A few hours ago I picked up Alicia Scott’s new romantic suspense novel. My husband dragged me to the table for dinner (it’s his week to cook) but as soon as we were done, I rushed back to the story of Mike and Sandy and the Alexandria, MA police department and a confused young boy named Toby. There you have it: my definition of a keeper.
The police department in the small industrial city of Alexandria is in deep trouble. Corruption, nepotism and an abysmal relationship with the city’s minority population have led to the dismissal of the police chief. With faith in the department at an all-time low ebb, the mayor has no choice but to hire an outsider to shape up his police force. And
what an outsider! Sandra Aikens may be a member of one of the city’s leading families; she may have successfully run her family’s security firm. But she’s a civilian and a woman! No wonder she is greeted by a nameplate that reads b**ch on her first day.

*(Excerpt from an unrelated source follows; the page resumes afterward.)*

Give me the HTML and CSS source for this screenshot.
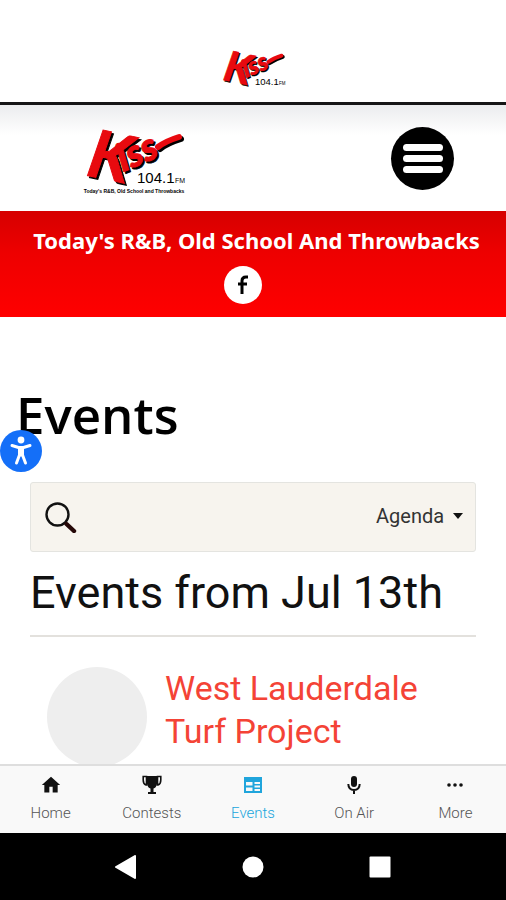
FILE: index.html
```html
<!DOCTYPE html>
<html lang="en">
<head>
    <meta charset="UTF-8">
    <meta name="viewport" content="width=device-width, initial-scale=1.0">
    <title>Kiss 104.1 FM - Events</title>
    <link rel="stylesheet" href="styles.css">
</head>
<body>
    <div class="app-bar">
        <svg class="app-logo" viewBox="0 0 104 68" role="img" aria-label="Kiss 104.1 FM">
            <g class="logo-shade" transform="translate(2 2)">
                <text class="logo-k" x="3" y="54" transform="rotate(12 3 54)">K</text>
                <text class="logo-iss" x="41" y="51" transform="rotate(-23 41 51)">iss</text>
                <path d="M76 26 Q84 20 97 16" stroke-width="6" stroke-linecap="round" fill="none"/>
            </g>
            <g class="logo-red">
                <text class="logo-k" x="3" y="54" transform="rotate(12 3 54)">K</text>
                <text class="logo-iss" x="41" y="51" transform="rotate(-23 41 51)">iss</text>
                <path d="M76 26 Q84 20 97 16" stroke-width="6" stroke-linecap="round" fill="none"/>
            </g>
            <text class="logo-freq" x="55" y="62">104.1</text>
            <text class="logo-fm" x="93" y="62">FM</text>
        </svg>
    </div>

    <header class="site-header">
        <a href="#" class="site-logo">
            <svg class="logo-mark" viewBox="0 0 104 74" role="img" aria-label="Kiss 104.1 FM">
                <g class="logo-shade" transform="translate(2 2)">
                    <text class="logo-k" x="3" y="54" transform="rotate(12 3 54)">K</text>
                    <text class="logo-iss" x="41" y="51" transform="rotate(-23 41 51)">iss</text>
                    <path d="M76 26 Q84 20 97 16" stroke-width="6" stroke-linecap="round" fill="none"/>
                </g>
                <g class="logo-red">
                    <text class="logo-k" x="3" y="54" transform="rotate(12 3 54)">K</text>
                    <text class="logo-iss" x="41" y="51" transform="rotate(-23 41 51)">iss</text>
                    <path d="M76 26 Q84 20 97 16" stroke-width="6" stroke-linecap="round" fill="none"/>
                </g>
                <text class="logo-freq" x="55" y="62">104.1</text>
                <text class="logo-fm" x="93" y="62">FM</text>
                <text class="logo-tag" x="52" y="72">Today's R&amp;B, Old School and Throwbacks</text>
            </svg>
        </a>
        <button class="menu-btn" aria-label="Menu">
            <span></span>
            <span></span>
            <span></span>
        </button>
    </header>

    <div class="banner">
        <p class="slogan">Today's R&amp;B, Old School And Throwbacks</p>
        <a href="#" class="social" aria-label="Facebook">
            <svg width="12" height="20" viewBox="0 0 12 20">
                <path d="M11 2H9Q5 2 5 6V19M1 9H10" stroke="#000" stroke-width="3" fill="none"/>
            </svg>
        </a>
    </div>

    <main class="content">
        <div class="page-title">
            <h1>Events</h1>
            <button class="access-btn" aria-label="Accessibility">
                <svg width="42" height="42" viewBox="0 0 42 42">
                    <circle cx="21" cy="10" r="3.4" fill="#fff"/>
                    <path d="M12 15.500L18.500 17.500H23.500L30 15.500M21 18V25M19.500 18V25L16.500 33M22.500 18V25L25.500 33" stroke="#fff" stroke-width="3" stroke-linecap="round" stroke-linejoin="round" fill="none"/>
                </svg>
            </button>
        </div>

        <div class="events">
            <div class="toolbar">
                <button class="search-btn" aria-label="Search events">
                    <svg width="32" height="32" viewBox="0 0 32 32">
                        <circle cx="12.500" cy="13.500" r="11" fill="none" stroke="#111" stroke-width="2.400"/>
                        <path d="M21.500 23L29 30" stroke="#260808" stroke-width="4.400" stroke-linecap="round"/>
                    </svg>
                </button>
                <div class="view-picker">
                    <select aria-label="Calendar view">
                        <option>Agenda</option>
                        <option>Month</option>
                        <option>Week</option>
                    </select>
                    <svg width="10" height="6" viewBox="0 0 10 6"><path d="M0 0H10L5 6Z" fill="#111"/></svg>
                </div>
            </div>
            <h2>Events from Jul 13th</h2>
            <article class="event">
                <div class="thumb"></div>
                <h3><a href="#">West Lauderdale Turf Project</a></h3>
            </article>
        </div>
    </main>

    <nav class="tabs">
        <a href="#" class="tab">
            <svg width="20" height="20" viewBox="0 0 24 24"><path d="M10 21V14H14V21H20V12H23L12 2 1 12H4V21Z"/></svg>
            Home
        </a>
        <a href="#" class="tab">
            <svg width="20" height="20" viewBox="0 0 20 20">
                <path d="M5 1H15V9Q14 13 11.500 13.500V17H14V19H6V17H8.500V13.500Q6 13 5 9Z"/>
                <path d="M5.500 10H4Q1.200 9 1.200 5V1.500H4.500V10M14.500 10H16Q18.800 9 18.800 5V1.500H15.500V10" fill="none" stroke="#111" stroke-width="1.600"/>
            </svg>
            Contests
        </a>
        <a href="#" class="tab active">
            <svg width="20" height="20" viewBox="0 0 20 20">
                <path d="M1 2H19V18H1ZM3 7V10.500H9.500V7ZM3 12.500V16H9.500V12.500ZM11.500 7V9H17V7ZM11.500 10.500V12.500H17V10.500ZM11.500 14V16H17V14Z" fill-rule="evenodd"/>
            </svg>
            Events
        </a>
        <a href="#" class="tab">
            <svg width="20" height="20" viewBox="0 0 20 20">
                <rect x="7" y="1" width="6" height="11" rx="3"/>
                <path d="M4.300 9Q4.500 15 10 15Q15.500 15 15.700 9M10 15V19" fill="none" stroke="#111" stroke-width="2"/>
            </svg>
            On Air
        </a>
        <a href="#" class="tab">
            <svg width="20" height="20" viewBox="0 0 20 20"><circle cx="4" cy="10" r="1.800"/><circle cx="10" cy="10" r="1.800"/><circle cx="16" cy="10" r="1.800"/></svg>
            More
        </a>
    </nav>

    <div class="system-nav">
        <button aria-label="Back"><svg width="24" height="24" viewBox="0 0 24 24"><path d="M2 12L21 1V23Z" fill="#fff" stroke="#fff" stroke-width="2" stroke-linejoin="round"/></svg></button>
        <button aria-label="Home screen"><svg width="24" height="24" viewBox="0 0 24 24"><circle cx="12" cy="12" r="10.500" fill="#fff"/></svg></button>
        <button aria-label="Recent apps"><svg width="24" height="24" viewBox="0 0 24 24"><rect x="1.500" y="1.500" width="21" height="21" rx="1" fill="#fff"/></svg></button>
    </div>
</body>
</html>
```
FILE: styles.css
```css
* {
    box-sizing: border-box;
}
body {
    margin: 0;
    height: 100vh;
    display: flex;
    flex-direction: column;
    overflow: hidden;
    font-family: Roboto, sans-serif;
    color: #111;
    background: #fff;
}
button {
    border: none;
    padding: 0;
    background: none;
    cursor: pointer;
}
svg {
    display: block;
    flex-shrink: 0;
}
h1, h2, h3, p {
    margin: 0;
}

/* top bar with the station logo */
.app-bar {
    display: flex;
    justify-content: center;
    padding: 45px 0 13px;
    border-bottom: 3px solid #161616;
}
.app-logo {
    width: 66px;
    height: 44px;
    overflow: visible;
}
.logo-k {
    font: italic 700 66px Lato, sans-serif;
}
.logo-iss {
    font: italic 900 38px Lato, sans-serif;
}
.logo-red {
    fill: #e80a0f;
    stroke: #e80a0f;
}
.logo-shade {
    fill: #000;
    stroke: #000;
}
.logo-freq {
    font: 15px "Liberation Sans", sans-serif;
}
.logo-fm {
    font: 7px "Liberation Sans", sans-serif;
}
.logo-tag {
    font: bold 5px "Liberation Sans", sans-serif;
    text-anchor: middle;
}

.site-header {
    display: flex;
    justify-content: space-between;
    align-items: center;
    padding: 16px 52px 16px 82px;
    background: linear-gradient(#ebecee, #fff 30px);
}
.logo-mark {
    width: 104px;
    height: 74px;
    overflow: visible;
}
.menu-btn {
    display: flex;
    flex-direction: column;
    align-items: center;
    justify-content: center;
    gap: 4px;
    width: 63px;
    height: 63px;
    border-radius: 50%;
    background: #000;
}
.menu-btn span {
    width: 40px;
    height: 7px;
    border-radius: 4px;
    background: #fff;
}

.banner {
    display: flex;
    flex-direction: column;
    align-items: center;
    gap: 10px;
    padding: 14px 0 13px;
    background: linear-gradient(#d60000, #ee0000 40%, #ff0000);
}
.slogan {
    padding-left: 7px;
    font: 700 22px/31px "Noto Sans", sans-serif;
    color: #fff;
    white-space: nowrap;
}
.social {
    display: flex;
    align-items: center;
    justify-content: center;
    width: 38px;
    height: 38px;
    margin-right: 20px;
    border-radius: 50%;
    background: #fff;
}

.content {
    flex: 1;
    min-height: 0;
    overflow: hidden;
}
.page-title {
    position: relative;
    padding: 64px 16px 35px;
}
.page-title h1 {
    font: 600 51px/66px "Open Sans", sans-serif;
    color: #000;
}
.access-btn {
    position: absolute;
    left: 0;
    bottom: 10px;
    width: 42px;
    height: 42px;
    border-radius: 50%;
    background: #146ff8;
}
.events {
    padding: 0 30px;
}
.toolbar {
    display: flex;
    justify-content: space-between;
    align-items: center;
    height: 70px;
    padding: 0 12px 0 14px;
    border: 1px solid #e4e4e0;
    border-radius: 3px;
    background: #f7f4ee;
}
.view-picker {
    display: flex;
    align-items: center;
    gap: 8px;
    padding-bottom: 3px;
}
.view-picker select {
    appearance: none;
    border: none;
    padding: 0;
    background: none;
    font: 20px/30px Roboto, sans-serif;
    color: #333;
}
.events h2 {
    padding: 11px 0 12px;
    border-bottom: 2px solid #e3e1dd;
    font-size: 45px;
    line-height: 60px;
    font-weight: 400;
}
.event {
    display: flex;
    gap: 18px;
    padding: 30px 17px;
}
.thumb {
    flex-shrink: 0;
    width: 100px;
    height: 100px;
    border-radius: 50%;
    background: #eee;
}
.event h3 {
    font-size: 34px;
    line-height: 43px;
    font-weight: 400;
}
.event a {
    color: #f44336;
    text-decoration: none;
}

.tabs {
    display: flex;
    height: 69px;
    border-top: 2px solid #dedede;
    background: #f9f9f9;
}
.tab {
    flex: 1;
    display: flex;
    flex-direction: column;
    align-items: center;
    gap: 8px;
    padding-top: 9px;
    font-size: 15px;
    line-height: 20px;
    font-weight: 300;
    color: #555;
    text-decoration: none;
}
.tab svg {
    fill: #111;
}
.tab.active {
    color: #20a5dc;
}
.tab.active svg {
    fill: #20a5dc;
}

.system-nav {
    display: flex;
    justify-content: center;
    align-items: center;
    gap: 103px;
    height: 67px;
    background: #000;
}
```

However Sandra is not completely without knowledge of the Alexandria police force. Five years earlier she met and married one of the force’s best detectives, Mike Rawlins. One year later she divorced him. Now she’s his boss. She has to wonder how he’ll respond to the situation. She also has to wonder how she’ll respond to the one man she ever loved and never forgot.
The situation that faces the new chief is anything but promising. The whole city is in an uproar about a letter sent to the local newspaper. In it, the writer who calls himself Vee for vengeance -- obviously a young boy from the projects -- promises to start killing cops who come into the impoverished east end of the city. Sandra needs her best men
on the case to find Vee, and her best men are Mike and his partner Rusty Koontz. She’d been married to one and had had less than friendly relations with the other.
Mike proves surprisingly helpful and cooperative; Rusty is less pleased with the new chief. The two begin a search for Vee which takes them and the reader into the hopeless, violent world of juvenile gangs. Then someone shoots at two policeman and the stakes rise. Can they find Vee before he kills someone? Can they find him before the tension in the city boils over?
Marrying Mike...Again is a fine “second chance at love story, a well done police procedural, and a compelling examination of the fissures between rich and poor, black and white, that so trouble our society. That Scott can pack all this into 250 pages is a testament of her skill as a writer.
The romance is especially rewarding and realistic. Sandra and Mike had never stopped loving or wanting each other, but class differences, family disapproval and the inherent problems that face the spouses of all policemen had driven them apart. From their first encounter, it is clear that the spark is still there. But the problems that drove them
apart four years earlier are still there. Scott paints a most convincing picture of their sometimes rocky road to reconciliation.
Mike is great hero. He is handsome, intelligent, with a Cajun charm he inherited from his family. He responds to Sandra’s reentry into his life as his boss with humor and good sense. Sandra is a smart woman who is fully aware of the difficulties of the challenges she faces. She shows her wisdom when she willingly takes Mike’s good advice about how to handle his colleagues. But however well the two work together, it is clear that they will not be able to sustain a merely professional relationship. And when they move to the personal, boy, do the pages smolder.
While the romance in Marrying Mike...Again is all that anyone could want, what really makes this a five heart read is Scott’s creation of Vee, or Toby Watkins, the thirteen year old boy who has seen his brother killed, his sister maimed and his mother collapse under the strain. This confused child who seeks a vengeance he does not
understand against a world that has thrown him away speaks for all those confused children who live in a world of violence and despair where safety -- and death -- lie in belonging to a gang and where the successful are the drug dealers and the pimps.
So read Marrying Mike...Again for its marvelous romance but read it also for Toby’s story. And if Scott’s ending seems perhaps too pat and Pollyanish, well, wouldn’t it be wonderful if the Tobys of this world as well as the Mikes and Sandras had their happily ever afters?